Saturday, October 05, 2013
mind the gap
While I was in San Miguel de Allende, Tropical Storm Manuel managed to rip up quite a bit of the Mexican Pacific coast.
Melaque was spared a lot of the damage. There was a bit of flooding. A little more than a typical summer rain storm. But certainly not as bad as Hurricane Jova in 2011.
By the time I returned to Melaque last week, there was little evidence in town that anything unusual had happened. But that was not entirely true for the area just east of us around the airprt. When I drove through last Monday, there was still standing water in several fields.
The most damage was around the airport. The banana crops on some of the coconut plantations were flattened.

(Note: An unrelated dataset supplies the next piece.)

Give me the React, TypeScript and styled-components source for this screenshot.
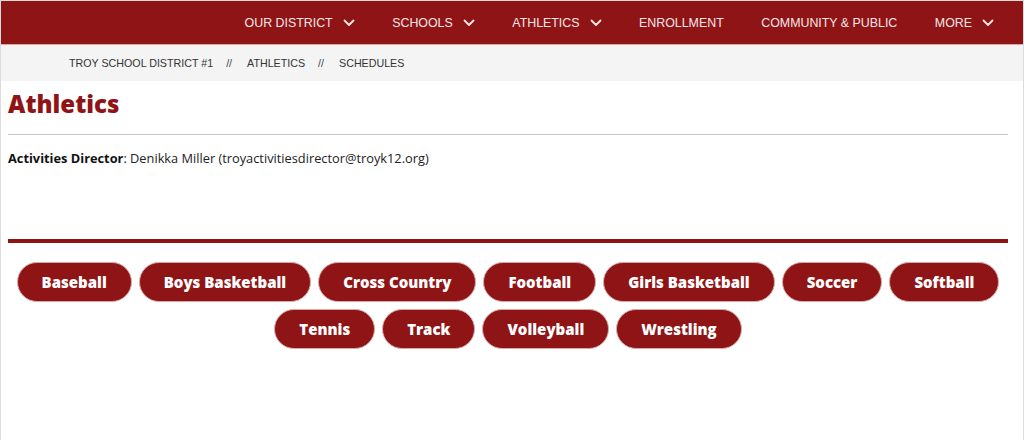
import React from 'react';
import styled, { createGlobalStyle } from 'styled-components';

const GlobalStyle = createGlobalStyle`
  html, body {
    margin: 0;
    padding: 0;
    background: #ffffff;
  }
  body {
    font-family: "Open Sans", "Liberation Sans", sans-serif;
  }
`;

const Page = styled.div`
  min-height: 440px;
  box-sizing: border-box;
  border: 1px solid #dcdcdc;
  border-bottom: none;
`;

const NavBar = styled.nav`
  height: 43px;
  background: #8f1416;
  border-bottom: 1px solid #e8a0a2;
  display: flex;
  justify-content: flex-end;
  align-items: center;
  padding-right: 29px;
`;

const NavItem = styled.div`
  display: flex;
  align-items: center;
  gap: 10px;
  margin-left: 37.5px;
  color: #f5e6e6;
  font-family: "Liberation Sans", Arial, sans-serif;
  font-size: 12.4px;
  text-transform: uppercase;
`;

const Chevron = () => (
  <svg width="12" height="8" viewBox="0 0 12 8" fill="none">
    <path d="M1.5 1.5 L6 6 L10.5 1.5" stroke="#f5e6e6" strokeWidth="1.8" strokeLinecap="round" strokeLinejoin="round" />
  </svg>
);

const Breadcrumbs = styled.div`
  height: 36px;
  background: #f4f4f4;
  display: flex;
  align-items: center;
  padding-left: 68px;
  gap: 13px;
  font-family: "Liberation Sans", Arial, sans-serif;
  font-size: 10.7px;
  color: #333333;
  text-transform: uppercase;
`;

const Crumb = styled.span``;

const Sep = styled.span`
  color: #444444;
  margin: 0 2px 0 0;
`;

const Content = styled.main`
  padding: 0 15px 0 7px;
`;

const Title = styled.h1`
  margin: 9px 0 0;
  font-family: "Open Sans", "Liberation Sans", sans-serif;
  font-weight: 800;
  font-size: 24px;
  color: #8f1416;
  line-height: 28px;
`;

const Rule = styled.hr`
  margin: 16px 0 0;
  border: none;
  border-top: 1px solid #c8c8c8;
`;

const Director = styled.p`
  margin: 15px 0 0;
  font-family: "Open Sans", "Liberation Sans", sans-serif;
  font-size: 12.8px;
  color: #222222;
  line-height: 16px;
`;

const Strong = styled.strong`
  font-weight: 700;
  color: #111111;
`;

const RedRule = styled.div`
  margin-top: 73px;
  height: 4px;
  background: #8f1416;
`;

const ButtonGrid = styled.div`
  display: flex;
  flex-wrap: wrap;
  justify-content: center;
  gap: 7px;
  margin-top: 19px;
`;

const SportButton = styled.button`
  height: 40px;
  padding: 0 24px;
  border-radius: 20px;
  border: 1px solid #d9a9aa;
  background: #8f1416;
  color: #ffffff;
  font-family: "Open Sans", "Liberation Sans", sans-serif;
  font-weight: 800;
  font-size: 15px;
  cursor: pointer;
`;

const navItems = [
  { label: 'Our District', menu: true },
  { label: 'Schools', menu: true },
  { label: 'Athletics', menu: true },
  { label: 'Enrollment', menu: false },
  { label: 'Community & Public', menu: false },
  { label: 'More', menu: true },
];

const sports = [
  'Baseball',
  'Boys Basketball',
  'Cross Country',
  'Football',
  'Girls Basketball',
  'Soccer',
  'Softball',
  'Tennis',
  'Track',
  'Volleyball',
  'Wrestling',
];

const App: React.FC = () => {
  return (
    <Page>
      <GlobalStyle />
      <NavBar>
        {navItems.map((item) => (
          <NavItem key={item.label}>
            {item.label}
            {item.menu && <Chevron />}
          </NavItem>
        ))}
      </NavBar>

      <Breadcrumbs>
        <Crumb>Troy School District #1</Crumb>
        <Sep>//</Sep>
        <Crumb>Athletics</Crumb>
        <Sep>//</Sep>
        <Crumb>Schedules</Crumb>
      </Breadcrumbs>

      <Content>
        <Title>Athletics</Title>
        <Rule />
        <Director>
          <Strong>Activities Director</Strong>: Denikka Miller (troyactivitiesdirector@troyk12.org)
        </Director>
        <RedRule />
        <ButtonGrid>
          {sports.map((sport) => (
            <SportButton key={sport}>{sport}</SportButton>
          ))}
        </ButtonGrid>
      </Content>
    </Page>
  );
};

export default App;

Last Monday, there were piles of salvaged banana stalks stacked along the highway waiting to be shipped to market. And the bananas that could not be shipped were being sold at tables along the highway for bargain prices.

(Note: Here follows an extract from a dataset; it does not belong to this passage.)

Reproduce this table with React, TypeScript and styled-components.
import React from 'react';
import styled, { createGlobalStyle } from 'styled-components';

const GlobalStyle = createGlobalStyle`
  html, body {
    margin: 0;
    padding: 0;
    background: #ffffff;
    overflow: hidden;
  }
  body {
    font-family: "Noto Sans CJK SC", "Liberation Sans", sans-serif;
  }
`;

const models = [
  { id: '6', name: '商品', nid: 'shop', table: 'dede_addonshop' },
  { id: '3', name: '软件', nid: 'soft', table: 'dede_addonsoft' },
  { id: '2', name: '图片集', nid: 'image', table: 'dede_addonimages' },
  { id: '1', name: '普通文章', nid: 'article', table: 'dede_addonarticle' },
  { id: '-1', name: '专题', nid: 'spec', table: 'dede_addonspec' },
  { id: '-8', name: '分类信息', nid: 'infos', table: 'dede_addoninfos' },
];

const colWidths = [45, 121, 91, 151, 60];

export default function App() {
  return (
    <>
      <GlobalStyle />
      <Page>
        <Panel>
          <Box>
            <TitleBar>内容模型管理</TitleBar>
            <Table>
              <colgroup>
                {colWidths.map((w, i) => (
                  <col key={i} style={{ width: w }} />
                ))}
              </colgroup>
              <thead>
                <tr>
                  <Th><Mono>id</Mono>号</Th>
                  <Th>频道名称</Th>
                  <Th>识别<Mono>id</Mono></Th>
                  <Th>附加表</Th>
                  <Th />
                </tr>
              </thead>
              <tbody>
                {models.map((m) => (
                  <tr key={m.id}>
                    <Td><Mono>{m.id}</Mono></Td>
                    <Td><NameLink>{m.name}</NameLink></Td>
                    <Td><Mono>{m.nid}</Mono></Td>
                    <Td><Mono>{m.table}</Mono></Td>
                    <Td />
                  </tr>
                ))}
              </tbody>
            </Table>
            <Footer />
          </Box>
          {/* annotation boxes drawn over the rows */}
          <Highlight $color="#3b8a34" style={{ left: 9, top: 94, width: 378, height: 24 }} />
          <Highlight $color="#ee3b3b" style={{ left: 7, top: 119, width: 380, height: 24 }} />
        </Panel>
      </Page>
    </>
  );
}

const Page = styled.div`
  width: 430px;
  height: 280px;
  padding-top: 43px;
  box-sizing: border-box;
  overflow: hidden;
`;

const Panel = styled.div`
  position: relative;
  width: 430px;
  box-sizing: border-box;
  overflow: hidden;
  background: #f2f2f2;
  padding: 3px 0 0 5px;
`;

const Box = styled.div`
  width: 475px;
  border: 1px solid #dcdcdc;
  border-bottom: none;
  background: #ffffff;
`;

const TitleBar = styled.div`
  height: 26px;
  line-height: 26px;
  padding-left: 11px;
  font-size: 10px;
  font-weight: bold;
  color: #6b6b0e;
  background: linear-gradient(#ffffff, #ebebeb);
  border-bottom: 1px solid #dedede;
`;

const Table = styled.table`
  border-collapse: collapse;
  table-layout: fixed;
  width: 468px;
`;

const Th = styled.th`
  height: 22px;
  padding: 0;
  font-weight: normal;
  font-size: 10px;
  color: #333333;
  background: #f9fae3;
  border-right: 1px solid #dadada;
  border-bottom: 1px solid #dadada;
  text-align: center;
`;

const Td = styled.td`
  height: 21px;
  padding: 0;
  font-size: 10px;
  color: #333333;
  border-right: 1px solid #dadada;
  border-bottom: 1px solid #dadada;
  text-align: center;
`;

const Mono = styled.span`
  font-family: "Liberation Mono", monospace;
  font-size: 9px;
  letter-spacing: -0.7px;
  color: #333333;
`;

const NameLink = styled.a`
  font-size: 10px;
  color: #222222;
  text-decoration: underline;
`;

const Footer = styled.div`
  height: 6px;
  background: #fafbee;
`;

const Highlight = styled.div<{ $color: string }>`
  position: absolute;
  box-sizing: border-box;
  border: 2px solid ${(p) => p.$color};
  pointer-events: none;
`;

By the end of the week, most of the fields were cleaned up. But the remaining stumps still evidence the force of the water that flowed over the airport highway.
That highway was a casualty of the flooding, as well. Washing out in at least two places -- closing the airport for a few days until the construction crews could build temporary structures over the gullies.
Flooding from Hurricane Jova two years ago caused an overpass to collapse on that same highway. It has yet to be repaired. But it is not necessary. The current traffic pattern is more logical without it.
But the highway is the only way to get to and from the airport. I am amazed at how quickly Mexican road crews respond to these closures. And, even though the gully-spanning arrangement looks as if it was designed by military engineers as part of an invasion, the solution works. Temporarily.
It will be interesting to see how long it takes to re-build that section of road. The airport has always been a priority for Colima's highway engineers.
There is probably yet another story to be eked out of the tropical storm.